The problem with “it’s just an app”

Middlemen seemingly exist just to get “cut out.” Online marketplaces like Airbnb and Uber are described as middlemen, and I frequently read about how they could be replaced, say, by worker cooperatives or open source apps. After all, “it’s just an app.” Replacement is an appealing idea—imagine Uber/Lyft, but with drivers making X% more money because they don’t have to kick up money to the platform. I’m deeply skeptical, as I think there is not enough appreciation of what these marketplaces do and what it would take to replace them. Setting aside network effects, I think even recreating the basic functionality of most popular marketplace-intermediating apps as they *currently* exist would be challenging.

Anyone who has built software will tell you that the complexity of the software grows much faster than the apparent complexity of what that software does. For example, the original Facebook was a couple thousand lines of code. Two plus years ago, the web codebase, excluding back-end services was over 62 million lines of code. Facebook doesn’t “seem” 1,000x more complex, but running an always-on, globally distributed system that can do all the things that modern Facebook does well is enormously complex. Part of this complexity is that it has to handle ever-more edge cases and be more robust to different failures. Another driver towards greater complexity is that with scale, the platform has an incentive to do small things marginally better. It makes sense to nail some user interface interaction if users will be subjected to it  billions of times.
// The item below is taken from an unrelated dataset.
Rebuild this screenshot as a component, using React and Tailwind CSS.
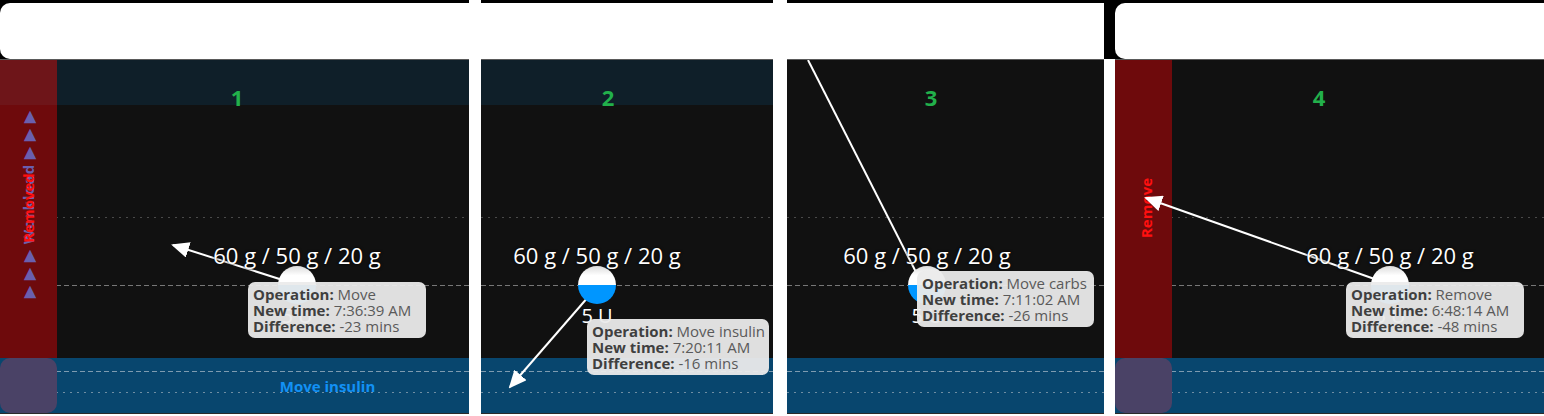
import React from "react";

const panels = [
  {
    w: "w-[469px]",
    num: "1",
    numX: 237,
    teal: true,
    card: true,
    strip: "removed",
    cx: 297,
    tip: { x: 248, y: 222, w: 178 },
    op: "Move",
    time: "7:36:39 AM",
    diff: "-23 mins",
    arrow: { x1: 292, y1: 223, x2: 173, y2: 185, head: true },
    insulin: true,
  },
  {
    w: "w-[292px]",
    num: "2",
    numX: 127,
    teal: true,
    cx: 116,
    tip: { x: 106, y: 259, w: 182 },
    op: "Move insulin",
    time: "7:20:11 AM",
    diff: "-16 mins",
    arrow: { x1: 108, y1: 236, x2: 29, y2: 327, head: true },
  },
  {
    w: "w-[317px]",
    num: "3",
    numX: 144,
    cx: 140,
    tip: { x: 130, y: 211, w: 177 },
    op: "Move carbs",
    time: "7:11:02 AM",
    diff: "-26 mins",
    arrow: { x1: 21, y1: 0, x2: 134, y2: 222, head: false },
  },
  {
    w: "w-[429px]",
    num: "4",
    numX: 204,
    card: true,
    strip: "remove",
    cx: 275,
    tip: { x: 231, y: 222, w: 178 },
    op: "Remove",
    time: "6:48:14 AM",
    diff: "-48 mins",
    arrow: { x1: 268, y1: 222, x2: 31, y2: 138, head: true },
  },
];

function Arrow({ a, id }) {
  return (
    <svg className="absolute inset-0 w-full h-full pointer-events-none" fill="none">
      <defs>
        <marker id={id} markerWidth="9" markerHeight="8" refX="8" refY="4" orient="auto" markerUnits="strokeWidth">
          <path d="M0 0 L9 4 L0 8 Z" fill="#ffffff" />
        </marker>
      </defs>
      <line
        x1={a.x1}
        y1={a.y1}
        x2={a.x2}
        y2={a.y2}
        stroke="#ffffff"
        strokeWidth="2"
        markerEnd={a.head ? `url(#${id})` : undefined}
      />
    </svg>
  );
}

function Panel({ p, i }) {
  return (
    <div className={`${p.w} h-full flex flex-col shrink-0`}>
      {/* header */}
      <div className="h-[60px] bg-black pt-[3px] flex flex-col">
        <div className={`flex-1 bg-white ${p.card ? "rounded-l-[10px]" : ""}`}></div>
        <div className="h-px bg-[#5a5a5a]"></div>
      </div>

      {/* chart body */}
      <div className="relative flex-1 flex flex-col bg-[#111111] overflow-hidden">
        <div className={`h-[45px] ${p.teal ? "bg-[#0f1f29]" : "bg-[#111111]"}`}></div>
        <div className="flex-1"></div>
        <div className="h-[55px] bg-[#08466e] flex items-center justify-center">
          {p.insulin && (
            <span className="font-['Open_Sans',sans-serif] font-bold text-[15px] text-[#1291f5] ml-[186px] mt-[1px]">
              Move insulin
            </span>
          )}
        </div>

        {/* grid lines */}
        <div className="absolute left-0 right-0 top-[157px] h-px bg-[linear-gradient(to_right,#4a4a4a_2px,transparent_2px)] bg-[length:7px_1px]"></div>
        <div className="absolute left-0 right-0 top-[225px] h-px bg-[linear-gradient(to_right,#777_5px,transparent_5px)] bg-[length:8px_1px]"></div>
        <div className="absolute left-0 right-0 top-[311px] h-px bg-[linear-gradient(to_right,#7d9bb0_5px,transparent_5px)] bg-[length:8px_1px]"></div>
        <div className="absolute left-0 right-0 top-[332px] h-px bg-[linear-gradient(to_right,#6f8ea3_2px,transparent_2px)] bg-[length:7px_1px]"></div>

        {/* left strip */}
        {p.strip && (
          <div className="absolute left-0 top-0 bottom-0 w-[57px] flex flex-col">
            <div className={`h-[45px] ${p.teal ? "bg-[#6e1519]" : "bg-[#6e0a0c]"}`}></div>
            <div className="flex-1 bg-[#6e0a0c]"></div>
            <div className="h-[55px] bg-[#4a4266] rounded-[10px]"></div>
          </div>
        )}
        {p.strip === "removed" && (
          <>
            <div className="absolute left-[28px] top-[144px] -translate-x-1/2 -translate-y-1/2 -rotate-90 whitespace-nowrap font-['Open_Sans',sans-serif] font-bold text-[15px] text-[#6a5fae] tracking-[1px]">
              ▶ ▶ ▶ Workload ▶ ▶ ▶
            </div>
            <div className="absolute left-[28px] top-[148px] -translate-x-1/2 -translate-y-1/2 -rotate-90 whitespace-nowrap font-['Open_Sans',sans-serif] font-bold text-[15px] text-[#ff1010]">
              Removed
            </div>
          </>
        )}
        {p.strip === "remove" && (
          <div className="absolute left-[31px] top-[148px] -translate-x-1/2 -translate-y-1/2 -rotate-90 whitespace-nowrap font-['Open_Sans',sans-serif] font-bold text-[15px] text-[#ff1010]">
            Remove
          </div>
        )}

        {/* number */}
        <div
          className="absolute top-[22px] -translate-x-1/2 font-['Open_Sans',sans-serif] font-bold text-[22px] leading-[30px] text-[#22b04b]"
          style={{ left: p.numX }}
        >
          {p.num}
        </div>

        <Arrow a={p.arrow} id={`arrowhead-${i}`} />

        {/* food marker */}
        <div
          className="absolute top-[180px] -translate-x-1/2 whitespace-nowrap font-['Open_Sans',sans-serif] text-[22px] leading-[30px] text-white [text-shadow:0_0_3px_#000]"
          style={{ left: p.cx }}
        >
          60 g / 50 g / 20 g
        </div>
        <div
          className="absolute top-[206px] -translate-x-1/2 w-[38px] h-[38px] rounded-full bg-[linear-gradient(to_bottom,#dcdcdc_0%,#ffffff_25%,#ffffff_50%,#0096ff_50%)]"
          style={{ left: p.cx }}
        ></div>
        <div
          className="absolute top-[242px] -translate-x-1/2 whitespace-nowrap font-['Open_Sans',sans-serif] text-[20px] leading-[28px] text-white"
          style={{ left: p.cx }}
        >
          5 U
        </div>

        {/* tooltip */}
        <div
          className="absolute rounded-[7px] bg-[#ebebeb]/95 px-[5px] py-[4px] font-['Open_Sans',sans-serif] text-[15px] leading-[16px] text-[#5a5a5a] whitespace-nowrap overflow-hidden"
          style={{ left: p.tip.x, top: p.tip.y, width: p.tip.w }}
        >
          <div>
            <span className="font-bold text-[#3f3f3f]">Operation:</span> {p.op}
          </div>
          <div>
            <span className="font-bold text-[#3f3f3f]">New time:</span> {p.time}
          </div>
          <div>
            <span className="font-bold text-[#3f3f3f]">Difference:</span> {p.diff}
          </div>
        </div>
      </div>

      {/* bottom edge */}
      <div className="h-[3px] bg-white border-t border-[#2a2a2a]"></div>
    </div>
  );
}

export default function App() {
  return (
    <div className="w-[1544px] h-[416px] flex bg-white overflow-hidden">
      <Panel p={panels[0]} i={0} />
      <div className="w-[12px] shrink-0 bg-white"></div>
      <Panel p={panels[1]} i={1} />
      <div className="w-[14px] shrink-0 bg-white"></div>
      <Panel p={panels[2]} i={2} />
      <div className="w-[11px] shrink-0 flex flex-col">
        <div className="h-[59px] bg-black"></div>
        <div className="flex-1 bg-white"></div>
      </div>
      <Panel p={panels[3]} i={3} />
    </div>
  );
}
For-profit platforms can get talented people to work very hard on boring problems. Right now, there is some Stanford CS PhD, some Harvard MBA and RISD-trained designer figuring out the right sequence of dialog boxes and push/in-app notifications to guide Lyft passengers to the arrivals level at an airport. And a PhD data scientist who is going to analyze GPS data, customer support tickets and server logs to try to figure out if whatever they come up with is working. It’s Einsteins designing refrigerators.

The idea of worker cooperatives or open source apps doing the above reminds me of the quip about the problem with socialism is that it wastes too many evenings. You’re not going to get volunteers to work through the kind of tedious problems that make an app seem smooth and intuitive. Most successful open source software  typically (1) solve a technical problem the creator had, (2) is inherently interesting to the creator, (3) or has a strong corporate sponsor/ecosystem ala Android. Where you don’t see open software succeeding is in solving some end-user boring, non-technical problems. And these are precisely the problems for-profit platforms focus on.

We already know what a marketplace looks like that ignores the boring stuff. Consider Craigslist, which although clearly a success, has seen nearly every one of its “verticals” attacked by for-profit platforms, some with great success. Those entrants realized that they can compete with “free” by solving problems that users had. 

It would be foolish to think that incumbents can never be brought down, but the “just an app” or “just a website” perspective doesn’t consider how much hard-to-duplicate work lead to that app in its current form, and how much of that work was tedious and unlikely to be done by any entity without a strong profit motive.